● Mürîd, bu âyet-i kerîmede zikr olunan sıfatla sıfatlanmış olması lâzımdır. [Tebük gazâsına katılmıyan üç sahâbî pişman oldular. Yer yüzü kendilerine daraldı. Mâtem tutdular. Tevbeden başka çâre olmadığını anladılar. Tevbeleri kabûl edildi. Allahü teâlâ geçmiş günâhları afv eder.] Tevbe sûresi. Â. 118.] 6/25.
● Alçak dünyânın çöplüklerine bağlanıp [âşık olup] ve süsüne aldanmıyalar ve onun çok câzip [renkli]liği ile renklenmiyeler. Geçici ve yok olucudur. Sâbit değildir. Bir şekere bulanmış zehrdir. Ve altın kaplanmış necâsetdir ki, ebedî ölüme ve sonsuz hüsrâna götürür. 6/135.
● Mescid-i Nebevîde edâ olunan nemâz, onbin nemâza mu’âdildir (eşiddir). “H.” 4/64.
● Mescid-i Harâmda kılınan nemâz, yüzbin salâta muâdildir. 4/64.
● Her müslimân kendi kudreti kadar verir ve lutf eder. Kudreti olmadığı hâllerde, mâzeret sâhibidir. 4/31.
● Müslimânın malının hurmeti, kanının hurmeti gibidir. “H”. 6/55. [Hak Sözün Vesîkaları: 348.]
● “Müslimâna bir zahmetin gelmesi, onun günâhı sebebi iledir.” “H”. 4/119.
● Bir mü’mini mesrûr eden kimseyi, Allahü teâlâ mesrûr eder. 4/47.

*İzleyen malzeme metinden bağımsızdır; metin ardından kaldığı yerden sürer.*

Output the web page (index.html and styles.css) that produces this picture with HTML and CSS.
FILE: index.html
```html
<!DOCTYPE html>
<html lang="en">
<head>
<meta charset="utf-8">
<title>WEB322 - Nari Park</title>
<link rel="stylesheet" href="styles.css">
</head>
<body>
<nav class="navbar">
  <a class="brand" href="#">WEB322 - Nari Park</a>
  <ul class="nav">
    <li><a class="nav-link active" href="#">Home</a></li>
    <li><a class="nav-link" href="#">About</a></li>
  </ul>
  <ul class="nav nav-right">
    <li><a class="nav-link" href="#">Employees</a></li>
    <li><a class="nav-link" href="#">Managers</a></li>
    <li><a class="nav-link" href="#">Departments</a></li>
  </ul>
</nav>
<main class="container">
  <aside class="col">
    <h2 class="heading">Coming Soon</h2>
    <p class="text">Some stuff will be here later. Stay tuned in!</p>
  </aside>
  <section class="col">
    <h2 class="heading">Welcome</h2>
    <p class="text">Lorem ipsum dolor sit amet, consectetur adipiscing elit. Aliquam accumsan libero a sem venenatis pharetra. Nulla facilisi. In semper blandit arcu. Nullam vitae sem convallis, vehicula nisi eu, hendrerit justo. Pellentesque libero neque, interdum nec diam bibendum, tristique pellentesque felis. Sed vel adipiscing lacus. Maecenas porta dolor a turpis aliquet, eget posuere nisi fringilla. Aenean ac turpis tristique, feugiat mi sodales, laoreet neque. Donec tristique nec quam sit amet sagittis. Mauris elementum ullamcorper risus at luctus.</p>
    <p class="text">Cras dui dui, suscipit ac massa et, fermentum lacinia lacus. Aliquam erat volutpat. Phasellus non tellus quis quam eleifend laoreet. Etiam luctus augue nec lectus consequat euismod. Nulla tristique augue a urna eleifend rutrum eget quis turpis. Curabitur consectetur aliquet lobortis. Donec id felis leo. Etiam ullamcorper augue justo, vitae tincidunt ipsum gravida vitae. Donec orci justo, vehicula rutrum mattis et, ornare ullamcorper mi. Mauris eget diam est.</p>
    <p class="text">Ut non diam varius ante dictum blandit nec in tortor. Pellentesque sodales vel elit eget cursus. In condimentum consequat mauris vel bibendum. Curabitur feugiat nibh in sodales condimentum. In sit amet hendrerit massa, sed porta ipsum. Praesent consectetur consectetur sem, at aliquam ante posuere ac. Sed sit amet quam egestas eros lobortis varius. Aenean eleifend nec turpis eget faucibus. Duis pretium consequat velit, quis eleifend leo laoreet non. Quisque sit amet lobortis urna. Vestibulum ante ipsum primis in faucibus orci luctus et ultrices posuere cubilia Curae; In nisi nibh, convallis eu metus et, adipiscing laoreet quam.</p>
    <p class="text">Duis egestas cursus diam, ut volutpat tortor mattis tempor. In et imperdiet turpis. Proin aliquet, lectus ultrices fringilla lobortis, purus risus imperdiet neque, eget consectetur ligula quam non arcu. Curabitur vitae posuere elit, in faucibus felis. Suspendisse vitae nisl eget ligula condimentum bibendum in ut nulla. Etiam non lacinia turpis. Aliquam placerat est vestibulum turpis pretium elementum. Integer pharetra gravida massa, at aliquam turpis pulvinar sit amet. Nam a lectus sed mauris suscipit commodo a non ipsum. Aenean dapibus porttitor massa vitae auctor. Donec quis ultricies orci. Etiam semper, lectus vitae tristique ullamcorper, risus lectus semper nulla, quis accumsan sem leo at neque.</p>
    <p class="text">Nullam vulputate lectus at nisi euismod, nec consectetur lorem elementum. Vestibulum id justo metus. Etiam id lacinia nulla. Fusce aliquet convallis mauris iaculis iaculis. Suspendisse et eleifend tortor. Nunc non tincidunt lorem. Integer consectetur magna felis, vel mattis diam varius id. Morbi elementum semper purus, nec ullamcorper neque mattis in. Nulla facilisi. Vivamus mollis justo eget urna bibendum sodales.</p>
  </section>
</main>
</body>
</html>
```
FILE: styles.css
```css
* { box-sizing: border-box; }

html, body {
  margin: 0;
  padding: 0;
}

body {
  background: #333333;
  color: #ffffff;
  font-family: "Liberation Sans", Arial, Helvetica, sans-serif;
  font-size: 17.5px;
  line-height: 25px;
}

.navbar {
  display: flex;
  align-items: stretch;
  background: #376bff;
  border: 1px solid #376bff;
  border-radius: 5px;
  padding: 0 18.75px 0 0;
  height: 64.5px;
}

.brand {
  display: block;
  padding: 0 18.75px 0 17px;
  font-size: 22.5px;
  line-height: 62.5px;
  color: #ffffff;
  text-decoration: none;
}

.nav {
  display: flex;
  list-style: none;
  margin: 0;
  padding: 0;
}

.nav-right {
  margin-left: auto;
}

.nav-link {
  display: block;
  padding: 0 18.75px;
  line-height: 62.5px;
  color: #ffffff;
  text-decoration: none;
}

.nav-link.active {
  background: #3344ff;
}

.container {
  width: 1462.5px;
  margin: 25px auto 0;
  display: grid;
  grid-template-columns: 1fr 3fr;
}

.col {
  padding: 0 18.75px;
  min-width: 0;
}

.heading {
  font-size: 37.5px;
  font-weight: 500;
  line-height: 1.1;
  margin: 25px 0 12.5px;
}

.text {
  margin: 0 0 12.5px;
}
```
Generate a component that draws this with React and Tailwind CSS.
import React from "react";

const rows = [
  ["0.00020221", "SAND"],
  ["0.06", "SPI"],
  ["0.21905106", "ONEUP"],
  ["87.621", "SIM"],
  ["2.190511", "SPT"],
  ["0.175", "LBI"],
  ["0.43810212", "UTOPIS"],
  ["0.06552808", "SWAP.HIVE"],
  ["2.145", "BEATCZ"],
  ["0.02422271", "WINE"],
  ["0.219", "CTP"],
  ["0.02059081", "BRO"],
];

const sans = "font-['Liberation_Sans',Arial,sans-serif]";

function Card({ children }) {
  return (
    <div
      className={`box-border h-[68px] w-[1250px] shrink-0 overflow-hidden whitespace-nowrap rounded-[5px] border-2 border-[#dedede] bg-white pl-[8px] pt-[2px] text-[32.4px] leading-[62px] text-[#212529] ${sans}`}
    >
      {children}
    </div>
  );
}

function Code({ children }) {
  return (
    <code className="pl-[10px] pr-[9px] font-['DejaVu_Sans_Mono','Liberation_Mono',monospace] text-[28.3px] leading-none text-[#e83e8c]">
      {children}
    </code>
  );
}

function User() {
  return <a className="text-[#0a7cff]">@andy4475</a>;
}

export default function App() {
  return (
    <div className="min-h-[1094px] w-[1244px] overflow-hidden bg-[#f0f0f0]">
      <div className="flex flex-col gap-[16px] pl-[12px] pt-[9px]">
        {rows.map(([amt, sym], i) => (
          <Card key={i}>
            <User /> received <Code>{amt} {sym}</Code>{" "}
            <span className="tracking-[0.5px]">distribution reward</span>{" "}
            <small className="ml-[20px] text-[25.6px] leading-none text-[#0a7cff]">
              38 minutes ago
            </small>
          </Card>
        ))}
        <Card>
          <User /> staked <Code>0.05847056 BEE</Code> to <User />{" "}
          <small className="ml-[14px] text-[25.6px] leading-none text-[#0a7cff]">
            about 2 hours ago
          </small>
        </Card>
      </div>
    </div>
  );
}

● Dünyâda görülen şeylerin hepsi, zıllere bağlıdır ve hayâlden kurtulmuş değildir. 6/203.
● Müşâhede-i kalbî [kalbî müşâhede], ba’zı büyüklerden rivâyet olunmuşdur. Lâkin onlara ol makâmdan yükselme vâki’ olmamışdır. Son nefese kadar bu müşâhedeye bağlanmışlardır. 5/68. [Hak Sözün Vesîkaları: 344.]
● Müsâfeha her görüşmekde sünnetdir. Muayyen vakt ta’yîn etmek bid’atdir. 4/197.[İslâm Ahlâkı: 562.]
● Mudga-i kalbiye [kalbin eti=yürek] âlem-i halkdandır. Ve yeri sînedir [göğüsdür]. 6/225.